• _Task goal_
Scan the records for the string "this"; copy each line where it occurs.

• _Given entries_

— start —

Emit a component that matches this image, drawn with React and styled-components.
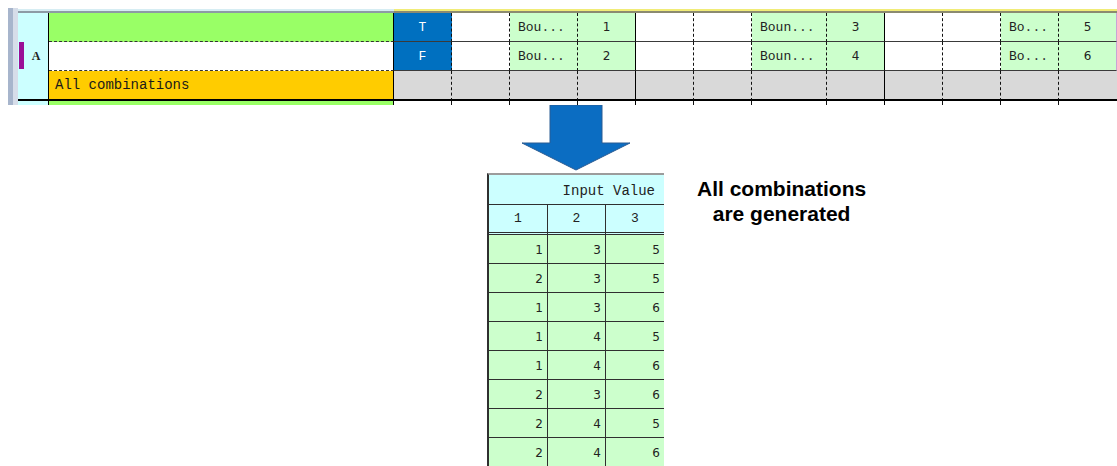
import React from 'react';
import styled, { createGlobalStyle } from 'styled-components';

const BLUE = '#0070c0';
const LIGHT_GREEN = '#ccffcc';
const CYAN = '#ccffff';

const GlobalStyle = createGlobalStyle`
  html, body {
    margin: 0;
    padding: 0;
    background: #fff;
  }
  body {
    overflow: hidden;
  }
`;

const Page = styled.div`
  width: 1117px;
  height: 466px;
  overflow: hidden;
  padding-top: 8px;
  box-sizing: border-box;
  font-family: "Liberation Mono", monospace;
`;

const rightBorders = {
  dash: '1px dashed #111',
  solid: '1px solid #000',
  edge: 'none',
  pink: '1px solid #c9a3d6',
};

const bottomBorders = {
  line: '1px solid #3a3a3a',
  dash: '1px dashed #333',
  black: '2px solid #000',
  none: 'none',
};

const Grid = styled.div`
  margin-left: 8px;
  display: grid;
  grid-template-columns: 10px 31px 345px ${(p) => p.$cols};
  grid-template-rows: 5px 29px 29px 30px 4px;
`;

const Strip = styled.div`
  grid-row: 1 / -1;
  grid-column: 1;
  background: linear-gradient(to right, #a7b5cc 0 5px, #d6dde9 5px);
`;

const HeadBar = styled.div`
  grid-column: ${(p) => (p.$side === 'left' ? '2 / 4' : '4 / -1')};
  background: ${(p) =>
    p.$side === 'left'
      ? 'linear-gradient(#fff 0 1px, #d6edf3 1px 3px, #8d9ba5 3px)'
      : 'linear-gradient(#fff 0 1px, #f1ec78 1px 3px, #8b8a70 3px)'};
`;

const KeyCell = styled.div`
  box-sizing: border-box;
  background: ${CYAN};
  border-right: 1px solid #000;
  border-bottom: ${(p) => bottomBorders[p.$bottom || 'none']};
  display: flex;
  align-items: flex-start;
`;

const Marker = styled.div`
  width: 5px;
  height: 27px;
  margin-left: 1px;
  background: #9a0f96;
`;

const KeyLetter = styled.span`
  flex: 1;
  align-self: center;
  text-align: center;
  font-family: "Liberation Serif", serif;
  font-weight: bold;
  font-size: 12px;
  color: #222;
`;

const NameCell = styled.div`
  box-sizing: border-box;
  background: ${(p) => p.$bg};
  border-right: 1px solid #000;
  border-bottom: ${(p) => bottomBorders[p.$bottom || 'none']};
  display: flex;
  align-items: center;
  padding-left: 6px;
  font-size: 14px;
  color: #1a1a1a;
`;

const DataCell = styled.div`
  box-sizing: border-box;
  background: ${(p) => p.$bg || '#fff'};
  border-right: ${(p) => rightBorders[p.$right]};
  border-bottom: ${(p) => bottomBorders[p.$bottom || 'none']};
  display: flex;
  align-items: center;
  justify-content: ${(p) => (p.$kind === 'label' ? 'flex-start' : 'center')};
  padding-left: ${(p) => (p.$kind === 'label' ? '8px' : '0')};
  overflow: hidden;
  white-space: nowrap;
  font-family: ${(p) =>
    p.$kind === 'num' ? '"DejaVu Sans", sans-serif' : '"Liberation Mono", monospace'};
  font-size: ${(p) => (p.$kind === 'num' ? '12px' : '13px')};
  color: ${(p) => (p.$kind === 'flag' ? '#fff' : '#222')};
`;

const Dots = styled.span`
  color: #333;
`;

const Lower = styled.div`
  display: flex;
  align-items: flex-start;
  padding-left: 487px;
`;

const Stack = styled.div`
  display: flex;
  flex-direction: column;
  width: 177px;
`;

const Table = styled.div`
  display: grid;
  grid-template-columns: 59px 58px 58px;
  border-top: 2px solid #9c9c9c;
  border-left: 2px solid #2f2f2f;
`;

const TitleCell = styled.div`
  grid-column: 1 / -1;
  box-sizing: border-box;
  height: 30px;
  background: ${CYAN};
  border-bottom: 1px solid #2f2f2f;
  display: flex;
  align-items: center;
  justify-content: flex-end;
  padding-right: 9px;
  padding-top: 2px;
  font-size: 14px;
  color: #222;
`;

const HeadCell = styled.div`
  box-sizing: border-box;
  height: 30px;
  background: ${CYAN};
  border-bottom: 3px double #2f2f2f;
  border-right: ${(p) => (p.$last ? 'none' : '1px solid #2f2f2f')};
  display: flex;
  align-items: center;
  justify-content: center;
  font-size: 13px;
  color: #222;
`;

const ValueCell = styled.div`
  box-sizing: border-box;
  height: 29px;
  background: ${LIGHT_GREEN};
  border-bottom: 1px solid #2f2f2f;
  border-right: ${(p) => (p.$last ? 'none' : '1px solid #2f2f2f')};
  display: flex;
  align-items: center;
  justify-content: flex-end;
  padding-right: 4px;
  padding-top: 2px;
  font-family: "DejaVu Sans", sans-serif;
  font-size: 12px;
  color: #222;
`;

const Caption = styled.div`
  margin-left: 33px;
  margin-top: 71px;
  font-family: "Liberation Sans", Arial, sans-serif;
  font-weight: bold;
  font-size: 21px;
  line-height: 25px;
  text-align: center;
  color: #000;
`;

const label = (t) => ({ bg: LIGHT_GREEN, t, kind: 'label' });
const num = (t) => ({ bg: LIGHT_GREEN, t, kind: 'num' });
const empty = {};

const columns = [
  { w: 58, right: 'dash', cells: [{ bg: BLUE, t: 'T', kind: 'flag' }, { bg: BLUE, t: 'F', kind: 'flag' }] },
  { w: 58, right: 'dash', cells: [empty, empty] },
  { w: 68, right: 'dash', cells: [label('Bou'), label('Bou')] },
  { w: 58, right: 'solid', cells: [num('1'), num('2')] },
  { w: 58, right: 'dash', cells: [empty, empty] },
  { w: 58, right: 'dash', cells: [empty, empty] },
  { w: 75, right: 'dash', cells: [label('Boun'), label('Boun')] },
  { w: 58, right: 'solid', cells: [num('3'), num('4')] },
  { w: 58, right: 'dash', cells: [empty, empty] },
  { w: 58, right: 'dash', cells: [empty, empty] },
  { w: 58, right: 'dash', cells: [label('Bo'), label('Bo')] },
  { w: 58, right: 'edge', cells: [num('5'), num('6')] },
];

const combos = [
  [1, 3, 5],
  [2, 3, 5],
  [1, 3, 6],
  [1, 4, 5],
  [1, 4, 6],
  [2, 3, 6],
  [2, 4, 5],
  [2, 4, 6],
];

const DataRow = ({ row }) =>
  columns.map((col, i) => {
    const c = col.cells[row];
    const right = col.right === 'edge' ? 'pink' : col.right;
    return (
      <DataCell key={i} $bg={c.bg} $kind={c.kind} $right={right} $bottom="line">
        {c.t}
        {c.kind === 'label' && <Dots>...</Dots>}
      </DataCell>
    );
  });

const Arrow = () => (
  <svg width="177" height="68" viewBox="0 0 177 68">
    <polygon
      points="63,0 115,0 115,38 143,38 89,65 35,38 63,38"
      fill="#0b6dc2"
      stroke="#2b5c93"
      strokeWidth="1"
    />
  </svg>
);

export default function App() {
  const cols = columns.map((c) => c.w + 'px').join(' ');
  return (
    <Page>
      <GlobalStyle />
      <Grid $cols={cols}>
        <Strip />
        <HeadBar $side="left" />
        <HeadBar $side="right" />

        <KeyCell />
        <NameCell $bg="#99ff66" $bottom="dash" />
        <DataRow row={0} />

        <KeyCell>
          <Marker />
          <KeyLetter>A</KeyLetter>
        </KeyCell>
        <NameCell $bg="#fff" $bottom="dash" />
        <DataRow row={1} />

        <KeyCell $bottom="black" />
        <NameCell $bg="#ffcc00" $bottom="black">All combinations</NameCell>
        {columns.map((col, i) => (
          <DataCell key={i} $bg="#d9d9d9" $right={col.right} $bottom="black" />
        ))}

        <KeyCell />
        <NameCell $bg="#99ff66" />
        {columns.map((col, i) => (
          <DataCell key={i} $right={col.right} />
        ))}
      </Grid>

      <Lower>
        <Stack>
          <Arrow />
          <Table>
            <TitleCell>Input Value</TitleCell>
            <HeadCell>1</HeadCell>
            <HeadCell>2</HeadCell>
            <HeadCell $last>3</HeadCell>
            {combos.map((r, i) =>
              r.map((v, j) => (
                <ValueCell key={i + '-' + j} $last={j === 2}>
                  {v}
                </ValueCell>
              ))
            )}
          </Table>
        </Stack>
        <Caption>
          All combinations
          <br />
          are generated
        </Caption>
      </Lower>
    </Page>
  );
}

— end —
— start —

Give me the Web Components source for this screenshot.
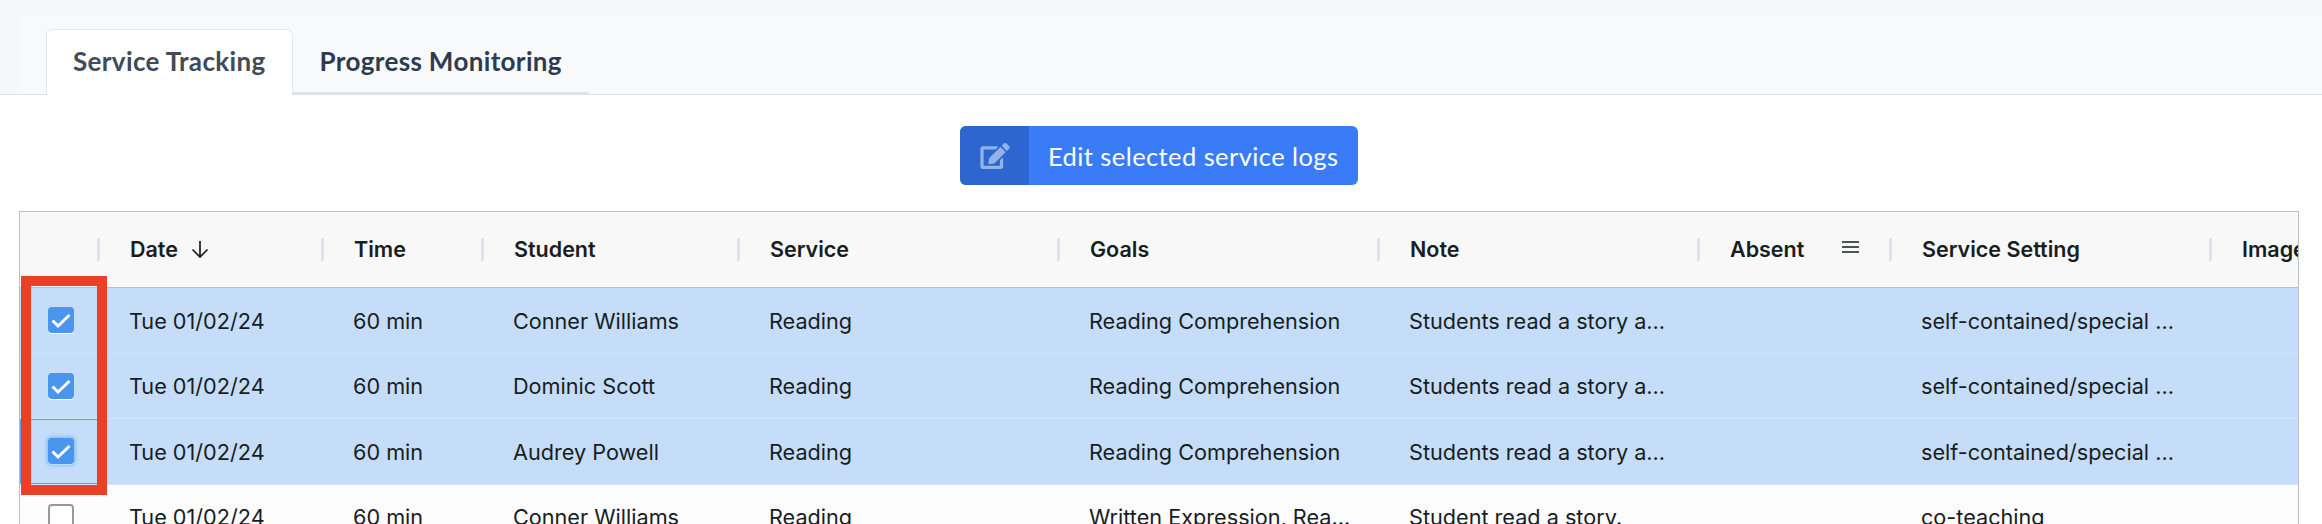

— end —
— start —

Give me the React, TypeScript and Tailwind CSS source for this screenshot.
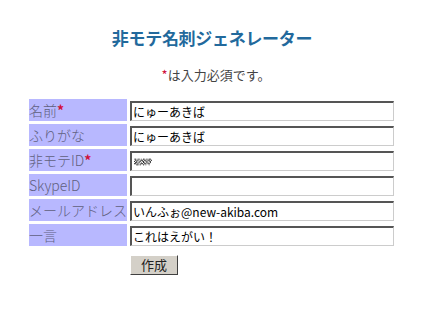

— end —

• _Solution to the exercise_
Emit a component that matches this image, drawn with React and styled-components.
Give me the Web Components source for this screenshot.
Give me the React, TypeScript and Tailwind CSS source for this screenshot.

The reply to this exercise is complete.